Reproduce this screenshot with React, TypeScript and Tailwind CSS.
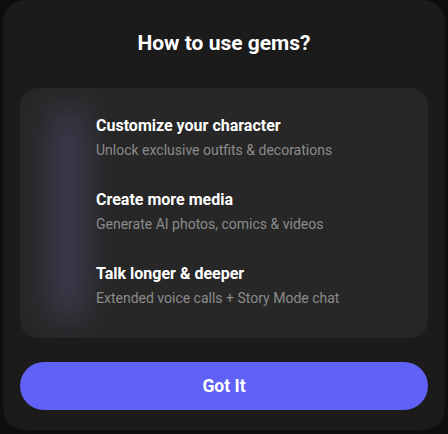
import React from "react";

const items = [
  { title: "Customize your character", sub: "Unlock exclusive outfits & decorations" },
  { title: "Create more media", sub: "Generate AI photos, comics & videos" },
  { title: "Talk longer & deeper", sub: "Extended voice calls + Story Mode chat" },
];

export default function App() {
  return (
    <div
      className="w-[448px] h-[434px] bg-[#0e0e0e] overflow-hidden"
      style={{ fontFamily: "Roboto, 'Liberation Sans', sans-serif" }}
    >
      <div className="mx-[3px] h-[430px] rounded-[22px] bg-[#1b1b1b] px-[17px] pt-[28px] flex flex-col">
        <h1 className="text-center text-white font-bold text-[21px] leading-[30px]">
          How to use gems?
        </h1>
        <div className="relative mt-[30px] h-[250px] rounded-[18px] bg-[#272727] overflow-hidden pl-[76px] pt-[28px] flex flex-col gap-[31px]">
          <div className="absolute left-[30px] top-[18px] w-[36px] h-[215px] rounded-full bg-[#4c4b6c] blur-[16px] opacity-60" />
          {items.map((it) => (
            <div key={it.title} className="relative flex flex-col gap-[5px]">
              <div className="text-white font-bold text-[16px] leading-[20px]">{it.title}</div>
              <div className="text-[#8b8b8b] text-[14px] leading-[18px]">{it.sub}</div>
            </div>
          ))}
        </div>
        <button className="mt-[24px] h-[48px] w-full rounded-full bg-[#6061f5] text-white font-bold text-[17.5px]">
          Got It
        </button>
      </div>
    </div>
  );
}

•••

Repeat the material exactly as it reads, without any of its pictures.

§ ANSWER TO THE EXERCISE:
Reproduce this screenshot with React, TypeScript and Tailwind CSS.
import React from "react";

const items = [
  { title: "Customize your character", sub: "Unlock exclusive outfits & decorations" },
  { title: "Create more media", sub: "Generate AI photos, comics & videos" },
  { title: "Talk longer & deeper", sub: "Extended voice calls + Story Mode chat" },
];

export default function App() {
  return (
    <div
      className="w-[448px] h-[434px] bg-[#0e0e0e] overflow-hidden"
      style={{ fontFamily: "Roboto, 'Liberation Sans', sans-serif" }}
    >
      <div className="mx-[3px] h-[430px] rounded-[22px] bg-[#1b1b1b] px-[17px] pt-[28px] flex flex-col">
        <h1 className="text-center text-white font-bold text-[21px] leading-[30px]">
          How to use gems?
        </h1>
        <div className="relative mt-[30px] h-[250px] rounded-[18px] bg-[#272727] overflow-hidden pl-[76px] pt-[28px] flex flex-col gap-[31px]">
          <div className="absolute left-[30px] top-[18px] w-[36px] h-[215px] rounded-full bg-[#4c4b6c] blur-[16px] opacity-60" />
          {items.map((it) => (
            <div key={it.title} className="relative flex flex-col gap-[5px]">
              <div className="text-white font-bold text-[16px] leading-[20px]">{it.title}</div>
              <div className="text-[#8b8b8b] text-[14px] leading-[18px]">{it.sub}</div>
            </div>
          ))}
        </div>
        <button className="mt-[24px] h-[48px] w-full rounded-full bg-[#6061f5] text-white font-bold text-[17.5px]">
          Got It
        </button>
      </div>
    </div>
  );
}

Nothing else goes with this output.